▶ _WRITTEN INSTRUCTION_
Give back every line exactly as it appears, pictures excluded.

▶ _AVAILABLE DATA_
┌────────
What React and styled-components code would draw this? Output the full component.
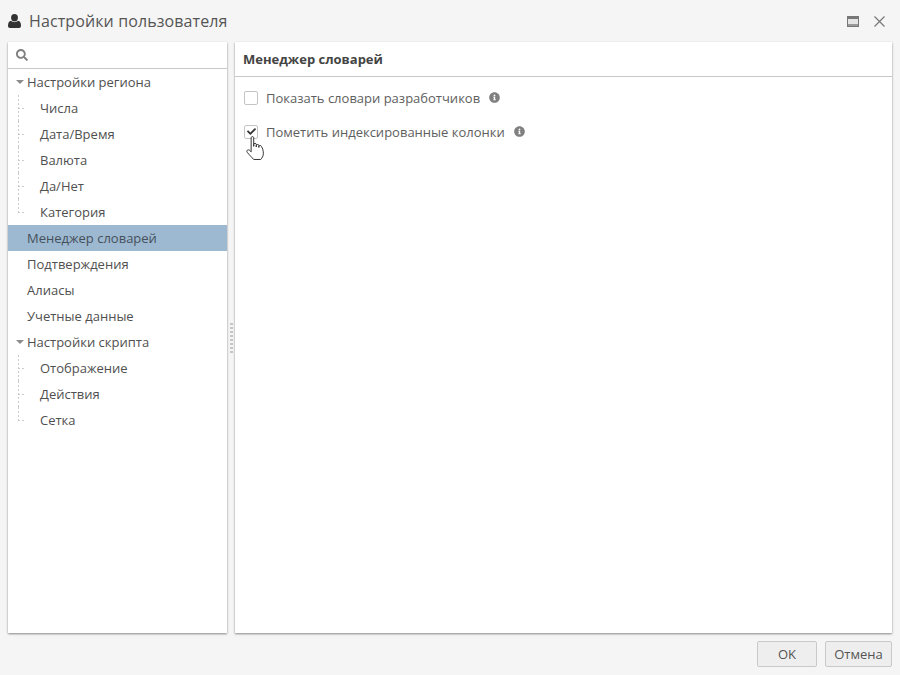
import React from "react";
import styled, { createGlobalStyle } from "styled-components";
import { FaSearch, FaInfoCircle, FaCheck } from "react-icons/fa";

const Global = createGlobalStyle`
  html, body { margin: 0; padding: 0; }
  body { font-family: "Open Sans", "Liberation Sans", sans-serif; color: #4a4a4a; }
`;

const Dialog = styled.div`
  width: 900px;
  height: 675px;
  background: #f5f5f5;
  display: flex;
  flex-direction: column;
  overflow: hidden;
`;

const TitleBar = styled.div`
  height: 42px;
  flex: none;
  display: flex;
  align-items: center;
  padding: 0 15px 0 8px;
  box-sizing: border-box;
`;

const UserIcon = styled.svg`
  margin-right: 8px;
  flex: none;
`;

const Title = styled.div`
  font-size: 16px;
  letter-spacing: 0.11px;
  color: #555;
  flex: 1;
`;

const WindowButtons = styled.div`
  display: flex;
  align-items: center;
  gap: 15px;
`;

const Body = styled.div`
  flex: 1;
  display: flex;
  padding: 0 8px;
  min-height: 0;
`;

const Panel = styled.div`
  background: #fff;
  box-shadow: 0 1px 2px rgba(0, 0, 0, 0.45);
  display: flex;
  flex-direction: column;
`;

const LeftPanel = styled(Panel)`
  width: 219px;
  flex: none;
`;

const RightPanel = styled(Panel)`
  flex: 1;
`;

const SearchRow = styled.div`
  height: 26px;
  flex: none;
  border-bottom: 1px solid #c8c8c8;
  padding-left: 8px;
  display: flex;
  align-items: center;
  color: #808080;
`;

const Tree = styled.div`
  display: flex;
  flex-direction: column;
`;

const Row = styled.div`
  height: 26px;
  display: flex;
  align-items: center;
  padding-left: ${(p) => (p.$child ? 32 : 19)}px;
  font-size: 13px;
  position: relative;
  background: ${(p) => (p.$selected ? "#9db9d2" : "transparent")};
  color: ${(p) => (p.$selected ? "#46505a" : "#505050")};
`;

const Caret = styled.span`
  position: absolute;
  left: 8px;
  top: 11px;
  border-left: 4px solid transparent;
  border-right: 4px solid transparent;
  border-top: 4px solid #8c8c8c;
`;

const Guide = styled.span`
  position: absolute;
  left: 10px;
  top: 0;
  height: ${(p) => (p.$last ? 14 : 26)}px;
  width: 1px;
  background: repeating-linear-gradient(to bottom, #cccccc 0 2px, transparent 2px 4px);
  &::after {
    content: "";
    position: absolute;
    left: 0;
    top: 13px;
    width: 7px;
    height: 1px;
    background: repeating-linear-gradient(to right, #cccccc 0 2px, transparent 2px 4px);
  }
`;

const Splitter = styled.div`
  width: 8px;
  flex: none;
  display: flex;
  align-items: center;
  justify-content: center;
`;

const Grip = styled.div`
  width: 3px;
  height: 30px;
  background: repeating-linear-gradient(to bottom, #c6c6c6 0 2px, transparent 2px 4px);
`;

const PanelHeader = styled.div`
  height: 35px;
  flex: none;
  box-sizing: border-box;
  border-bottom: 1px solid #c8c8c8;
  display: flex;
  align-items: center;
  padding-left: 8px;
  font-size: 13px;
  font-weight: 700;
  color: #444;
`;

const Options = styled.div`
  display: flex;
  flex-direction: column;
  gap: 13px;
  padding: 10px 0 0 9px;
`;

const Option = styled.div`
  height: 21px;
  display: flex;
  align-items: center;
  font-size: 13px;
  color: #5e5e5e;
  position: relative;
`;

const Check = styled.span`
  width: 14px;
  height: 14px;
  box-sizing: border-box;
  border: 1px solid #c4c4c4;
  border-radius: 2px;
  background: #fff;
  margin-right: 8px;
  display: flex;
  align-items: center;
  justify-content: center;
  color: #333;
`;

const Info = styled(FaInfoCircle)`
  width: 11px;
  height: 11px;
  color: #7f7f7f;
  margin-left: 9px;
`;

const Hand = styled.svg`
  position: absolute;
  left: 2px;
  top: 15px;
`;

const Footer = styled.div`
  height: 42px;
  flex: none;
  display: flex;
  justify-content: flex-end;
  align-items: flex-start;
  gap: 8px;
  padding: 8px 8px 0 0;
  box-sizing: border-box;
`;

const Button = styled.div`
  width: ${(p) => p.$width}px;
  height: 26px;
  box-sizing: border-box;
  border: 1px solid #c9c9c9;
  border-radius: 2px;
  background: #eeeeee;
  display: flex;
  align-items: center;
  justify-content: center;
  font-size: 13px;
  color: #555;
`;

const nodes = [
  { label: "Настройки региона", group: true },
  { label: "Числа", child: true },
  { label: "Дата/Время", child: true },
  { label: "Валюта", child: true },
  { label: "Да/Нет", child: true },
  { label: "Категория", child: true, last: true },
  { label: "Менеджер словарей", selected: true },
  { label: "Подтверждения" },
  { label: "Алиасы" },
  { label: "Учетные данные" },
  { label: "Настройки скрипта", group: true },
  { label: "Отображение", child: true },
  { label: "Действия", child: true },
  { label: "Сетка", child: true, last: true },
];

export default function App() {
  return (
    <Dialog>
      <Global />
      <TitleBar>
        <UserIcon width="13" height="14" viewBox="0 0 13 14">
          <ellipse cx="6.5" cy="3.8" rx="3.4" ry="3.7" fill="#333" />
          <path
            d="M3 6.8 C4.5 8.6 8.5 8.6 10 6.8 C12 7.2 13 9 13 11.8 C13 13.2 12.2 14 11 14 H2 C0.8 14 0 13.2 0 11.8 C0 9 1 7.2 3 6.8 Z"
            fill="#333"
          />
        </UserIcon>
        <Title>Настройки пользователя</Title>
        <WindowButtons>
          <svg width="12" height="11" viewBox="0 0 12 11">
            <rect x="0" y="0" width="12" height="11" fill="#777" />
            <rect x="1" y="3" width="10" height="5" fill="#e4e4e4" />
            <rect x="1" y="8" width="10" height="2" fill="#999" />
          </svg>
          <svg width="11" height="11" viewBox="0 0 11 11">
            <path d="M0.5 0.5 L10.5 10.5 M10.5 0.5 L0.5 10.5" stroke="#777" strokeWidth="1.2" fill="none" />
          </svg>
        </WindowButtons>
      </TitleBar>
      <Body>
        <LeftPanel>
          <SearchRow>
            <FaSearch size={12} />
          </SearchRow>
          <Tree>
            {nodes.map((n) => (
              <Row key={n.label} $child={n.child} $selected={n.selected}>
                {n.group && <Caret />}
                {n.child && <Guide $last={n.last} />}
                {n.label}
              </Row>
            ))}
          </Tree>
        </LeftPanel>
        <Splitter>
          <Grip />
        </Splitter>
        <RightPanel>
          <PanelHeader>Менеджер словарей</PanelHeader>
          <Options>
            <Option>
              <Check />
              Показать словари разработчиков
              <Info />
            </Option>
            <Option>
              <Check>
                <FaCheck size={9} />
              </Check>
              Пометить индексированные колонки
              <Info />
              <Hand width="18" height="24" viewBox="0.5 0.5 14 22" preserveAspectRatio="none">
                <path
                  d="M4.5 2 C4.5 0.8 6.5 0.8 6.5 2 V10 V8 C6.5 7 8.5 7 8.5 8 V10.5 V9 C8.5 8 10.5 8 10.5 9 V11 V10 C10.5 9 12.5 9 12.5 10 C13.5 12 14 14 14 16.5 C14 19 13 20.5 12 22 H6.5 C5 20 3.5 18.5 1.5 15.5 C0.5 14 2 12.5 3.2 13.5 L4.5 15 Z"
                  fill="#fff"
                  stroke="#333"
                  strokeWidth="1"
                  strokeLinejoin="round"
                  vectorEffect="non-scaling-stroke"
                />
              </Hand>
            </Option>
          </Options>
        </RightPanel>
      </Body>
      <Footer>
        <Button $width={60}>OK</Button>
        <Button $width={67}>Отмена</Button>
      </Footer>
    </Dialog>
  );
}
└────────
▶ _WRITTEN ANSWER_
What React and styled-components code would draw this? Output the full component.
import React from "react";
import styled, { createGlobalStyle } from "styled-components";
import { FaSearch, FaInfoCircle, FaCheck } from "react-icons/fa";

const Global = createGlobalStyle`
  html, body { margin: 0; padding: 0; }
  body { font-family: "Open Sans", "Liberation Sans", sans-serif; color: #4a4a4a; }
`;

const Dialog = styled.div`
  width: 900px;
  height: 675px;
  background: #f5f5f5;
  display: flex;
  flex-direction: column;
  overflow: hidden;
`;

const TitleBar = styled.div`
  height: 42px;
  flex: none;
  display: flex;
  align-items: center;
  padding: 0 15px 0 8px;
  box-sizing: border-box;
`;

const UserIcon = styled.svg`
  margin-right: 8px;
  flex: none;
`;

const Title = styled.div`
  font-size: 16px;
  letter-spacing: 0.11px;
  color: #555;
  flex: 1;
`;

const WindowButtons = styled.div`
  display: flex;
  align-items: center;
  gap: 15px;
`;

const Body = styled.div`
  flex: 1;
  display: flex;
  padding: 0 8px;
  min-height: 0;
`;

const Panel = styled.div`
  background: #fff;
  box-shadow: 0 1px 2px rgba(0, 0, 0, 0.45);
  display: flex;
  flex-direction: column;
`;

const LeftPanel = styled(Panel)`
  width: 219px;
  flex: none;
`;

const RightPanel = styled(Panel)`
  flex: 1;
`;

const SearchRow = styled.div`
  height: 26px;
  flex: none;
  border-bottom: 1px solid #c8c8c8;
  padding-left: 8px;
  display: flex;
  align-items: center;
  color: #808080;
`;

const Tree = styled.div`
  display: flex;
  flex-direction: column;
`;

const Row = styled.div`
  height: 26px;
  display: flex;
  align-items: center;
  padding-left: ${(p) => (p.$child ? 32 : 19)}px;
  font-size: 13px;
  position: relative;
  background: ${(p) => (p.$selected ? "#9db9d2" : "transparent")};
  color: ${(p) => (p.$selected ? "#46505a" : "#505050")};
`;

const Caret = styled.span`
  position: absolute;
  left: 8px;
  top: 11px;
  border-left: 4px solid transparent;
  border-right: 4px solid transparent;
  border-top: 4px solid #8c8c8c;
`;

const Guide = styled.span`
  position: absolute;
  left: 10px;
  top: 0;
  height: ${(p) => (p.$last ? 14 : 26)}px;
  width: 1px;
  background: repeating-linear-gradient(to bottom, #cccccc 0 2px, transparent 2px 4px);
  &::after {
    content: "";
    position: absolute;
    left: 0;
    top: 13px;
    width: 7px;
    height: 1px;
    background: repeating-linear-gradient(to right, #cccccc 0 2px, transparent 2px 4px);
  }
`;

const Splitter = styled.div`
  width: 8px;
  flex: none;
  display: flex;
  align-items: center;
  justify-content: center;
`;

const Grip = styled.div`
  width: 3px;
  height: 30px;
  background: repeating-linear-gradient(to bottom, #c6c6c6 0 2px, transparent 2px 4px);
`;

const PanelHeader = styled.div`
  height: 35px;
  flex: none;
  box-sizing: border-box;
  border-bottom: 1px solid #c8c8c8;
  display: flex;
  align-items: center;
  padding-left: 8px;
  font-size: 13px;
  font-weight: 700;
  color: #444;
`;

const Options = styled.div`
  display: flex;
  flex-direction: column;
  gap: 13px;
  padding: 10px 0 0 9px;
`;

const Option = styled.div`
  height: 21px;
  display: flex;
  align-items: center;
  font-size: 13px;
  color: #5e5e5e;
  position: relative;
`;

const Check = styled.span`
  width: 14px;
  height: 14px;
  box-sizing: border-box;
  border: 1px solid #c4c4c4;
  border-radius: 2px;
  background: #fff;
  margin-right: 8px;
  display: flex;
  align-items: center;
  justify-content: center;
  color: #333;
`;

const Info = styled(FaInfoCircle)`
  width: 11px;
  height: 11px;
  color: #7f7f7f;
  margin-left: 9px;
`;

const Hand = styled.svg`
  position: absolute;
  left: 2px;
  top: 15px;
`;

const Footer = styled.div`
  height: 42px;
  flex: none;
  display: flex;
  justify-content: flex-end;
  align-items: flex-start;
  gap: 8px;
  padding: 8px 8px 0 0;
  box-sizing: border-box;
`;

const Button = styled.div`
  width: ${(p) => p.$width}px;
  height: 26px;
  box-sizing: border-box;
  border: 1px solid #c9c9c9;
  border-radius: 2px;
  background: #eeeeee;
  display: flex;
  align-items: center;
  justify-content: center;
  font-size: 13px;
  color: #555;
`;

const nodes = [
  { label: "Настройки региона", group: true },
  { label: "Числа", child: true },
  { label: "Дата/Время", child: true },
  { label: "Валюта", child: true },
  { label: "Да/Нет", child: true },
  { label: "Категория", child: true, last: true },
  { label: "Менеджер словарей", selected: true },
  { label: "Подтверждения" },
  { label: "Алиасы" },
  { label: "Учетные данные" },
  { label: "Настройки скрипта", group: true },
  { label: "Отображение", child: true },
  { label: "Действия", child: true },
  { label: "Сетка", child: true, last: true },
];

export default function App() {
  return (
    <Dialog>
      <Global />
      <TitleBar>
        <UserIcon width="13" height="14" viewBox="0 0 13 14">
          <ellipse cx="6.5" cy="3.8" rx="3.4" ry="3.7" fill="#333" />
          <path
            d="M3 6.8 C4.5 8.6 8.5 8.6 10 6.8 C12 7.2 13 9 13 11.8 C13 13.2 12.2 14 11 14 H2 C0.8 14 0 13.2 0 11.8 C0 9 1 7.2 3 6.8 Z"
            fill="#333"
          />
        </UserIcon>
        <Title>Настройки пользователя</Title>
        <WindowButtons>
          <svg width="12" height="11" viewBox="0 0 12 11">
            <rect x="0" y="0" width="12" height="11" fill="#777" />
            <rect x="1" y="3" width="10" height="5" fill="#e4e4e4" />
            <rect x="1" y="8" width="10" height="2" fill="#999" />
          </svg>
          <svg width="11" height="11" viewBox="0 0 11 11">
            <path d="M0.5 0.5 L10.5 10.5 M10.5 0.5 L0.5 10.5" stroke="#777" strokeWidth="1.2" fill="none" />
          </svg>
        </WindowButtons>
      </TitleBar>
      <Body>
        <LeftPanel>
          <SearchRow>
            <FaSearch size={12} />
          </SearchRow>
          <Tree>
            {nodes.map((n) => (
              <Row key={n.label} $child={n.child} $selected={n.selected}>
                {n.group && <Caret />}
                {n.child && <Guide $last={n.last} />}
                {n.label}
              </Row>
            ))}
          </Tree>
        </LeftPanel>
        <Splitter>
          <Grip />
        </Splitter>
        <RightPanel>
          <PanelHeader>Менеджер словарей</PanelHeader>
          <Options>
            <Option>
              <Check />
              Показать словари разработчиков
              <Info />
            </Option>
            <Option>
              <Check>
                <FaCheck size={9} />
              </Check>
              Пометить индексированные колонки
              <Info />
              <Hand width="18" height="24" viewBox="0.5 0.5 14 22" preserveAspectRatio="none">
                <path
                  d="M4.5 2 C4.5 0.8 6.5 0.8 6.5 2 V10 V8 C6.5 7 8.5 7 8.5 8 V10.5 V9 C8.5 8 10.5 8 10.5 9 V11 V10 C10.5 9 12.5 9 12.5 10 C13.5 12 14 14 14 16.5 C14 19 13 20.5 12 22 H6.5 C5 20 3.5 18.5 1.5 15.5 C0.5 14 2 12.5 3.2 13.5 L4.5 15 Z"
                  fill="#fff"
                  stroke="#333"
                  strokeWidth="1"
                  strokeLinejoin="round"
                  vectorEffect="non-scaling-stroke"
                />
              </Hand>
            </Option>
          </Options>
        </RightPanel>
      </Body>
      <Footer>
        <Button $width={60}>OK</Button>
        <Button $width={67}>Отмена</Button>
      </Footer>
    </Dialog>
  );
}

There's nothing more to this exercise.